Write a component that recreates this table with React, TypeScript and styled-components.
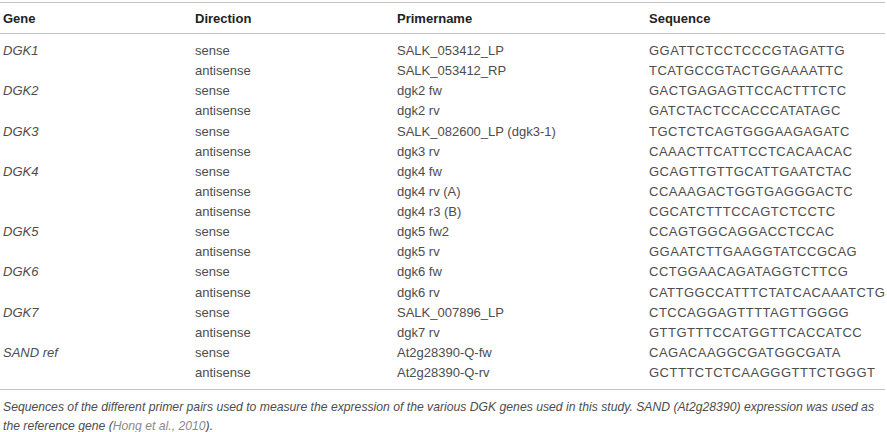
import React from "react";
import styled, { createGlobalStyle } from "styled-components";

const GlobalStyle = createGlobalStyle`
  html, body {
    margin: 0;
    padding: 0;
    background: #ffffff;
  }
  body {
    font-family: "Liberation Sans", Arial, sans-serif;
  }
`;

const Wrapper = styled.div`
  width: 887px;
  padding-top: 2px;
`;

const Table = styled.table`
  width: 885px;
  table-layout: fixed;
  border-collapse: collapse;
  border-top: 1px solid #c4c4c4;
  border-bottom: 1px solid #c4c4c4;
  font-size: 13px;
  color: #4d4d4d;

  th,
  td {
    box-sizing: border-box;
    padding: 0;
  }
  th:first-child,
  td:first-child {
    padding-left: 3px;
  }
`;

const HeadCell = styled.th<{ $width: number }>`
  width: ${(p) => p.$width}px;
  text-align: left;
  font-weight: bold;
  color: #222;
  height: 31px;
  border-bottom: 1px solid #c4c4c4;
`;

const Row = styled.tr`
  &:first-child td {
    padding-top: 7px;
  }
  &:last-child td {
    padding-bottom: 6px;
  }
`;

const Cell = styled.td<{ $italic?: boolean; $seq?: boolean }>`
  height: 20.13px;
  line-height: 20.13px;
  white-space: nowrap;
  font-style: ${(p) => (p.$italic ? "italic" : "normal")};
  letter-spacing: ${(p) => (p.$seq ? "0.5px" : "normal")};
`;

const Caption = styled.p`
  margin: 0;
  padding: 8px 0 0 3px;
  width: 882px;
  font-size: 12.2px;
  line-height: 19px;
  font-style: italic;
  color: #4d4d4d;
`;

const Ref = styled.span`
  color: #8a8a8a;
`;

type Primer = { gene?: string; dir: string; name: string; seq: string };

const rows: Primer[] = [
  { gene: "DGK1", dir: "sense", name: "SALK_053412_LP", seq: "GGATTCTCCTCCCGTAGATTG" },
  { dir: "antisense", name: "SALK_053412_RP", seq: "TCATGCCGTACTGGAAAATTC" },
  { gene: "DGK2", dir: "sense", name: "dgk2 fw", seq: "GACTGAGAGTTCCACTTTCTC" },
  { dir: "antisense", name: "dgk2 rv", seq: "GATCTACTCCACCCATATAGC" },
  { gene: "DGK3", dir: "sense", name: "SALK_082600_LP (dgk3-1)", seq: "TGCTCTCAGTGGGAAGAGATC" },
  { dir: "antisense", name: "dgk3 rv", seq: "CAAACTTCATTCCTCACAACAC" },
  { gene: "DGK4", dir: "sense", name: "dgk4 fw", seq: "GCAGTTGTTGCATTGAATCTAC" },
  { dir: "antisense", name: "dgk4 rv (A)", seq: "CCAAAGACTGGTGAGGGACTC" },
  { dir: "antisense", name: "dgk4 r3 (B)", seq: "CGCATCTTTCCAGTCTCCTC" },
  { gene: "DGK5", dir: "sense", name: "dgk5 fw2", seq: "CCAGTGGCAGGACCTCCAC" },
  { dir: "antisense", name: "dgk5 rv", seq: "GGAATCTTGAAGGTATCCGCAG" },
  { gene: "DGK6", dir: "sense", name: "dgk6 fw", seq: "CCTGGAACAGATAGGTCTTCG" },
  { dir: "antisense", name: "dgk6 rv", seq: "CATTGGCCATTTCTATCACAAATCTG" },
  { gene: "DGK7", dir: "sense", name: "SALK_007896_LP", seq: "CTCCAGGAGTTTTAGTTGGGG" },
  { dir: "antisense", name: "dgk7 rv", seq: "GTTGTTTCCATGGTTCACCATCC" },
  { gene: "SAND ref", dir: "sense", name: "At2g28390-Q-fw", seq: "CAGACAAGGCGATGGCGATA" },
  { dir: "antisense", name: "At2g28390-Q-rv", seq: "GCTTTCTCTCAAGGGTTTCTGGGT" },
];

export default function App() {
  return (
    <Wrapper>
      <GlobalStyle />
      <Table>
        <thead>
          <tr>
            <HeadCell $width={195}>Gene</HeadCell>
            <HeadCell $width={202}>Direction</HeadCell>
            <HeadCell $width={252}>Primername</HeadCell>
            <HeadCell $width={236}>Sequence</HeadCell>
          </tr>
        </thead>
        <tbody>
          {rows.map((r, i) => (
            <Row key={i}>
              <Cell $italic>{r.gene ?? ""}</Cell>
              <Cell>{r.dir}</Cell>
              <Cell>{r.name}</Cell>
              <Cell $seq>{r.seq}</Cell>
            </Row>
          ))}
        </tbody>
      </Table>
      <Caption>
        Sequences of the different primer pairs used to measure the expression of the various DGK
        genes used in this study. SAND (At2g28390) expression was used as the reference gene (
        <Ref>Hong et al., 2010</Ref>).
      </Caption>
    </Wrapper>
  );
}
• • • • • • •
### Set problem
Point out every line holding the string "React" and copy it.

### Solution to this exercise
Write a component that recreates this table with React, TypeScript and styled-components.
import React from "react";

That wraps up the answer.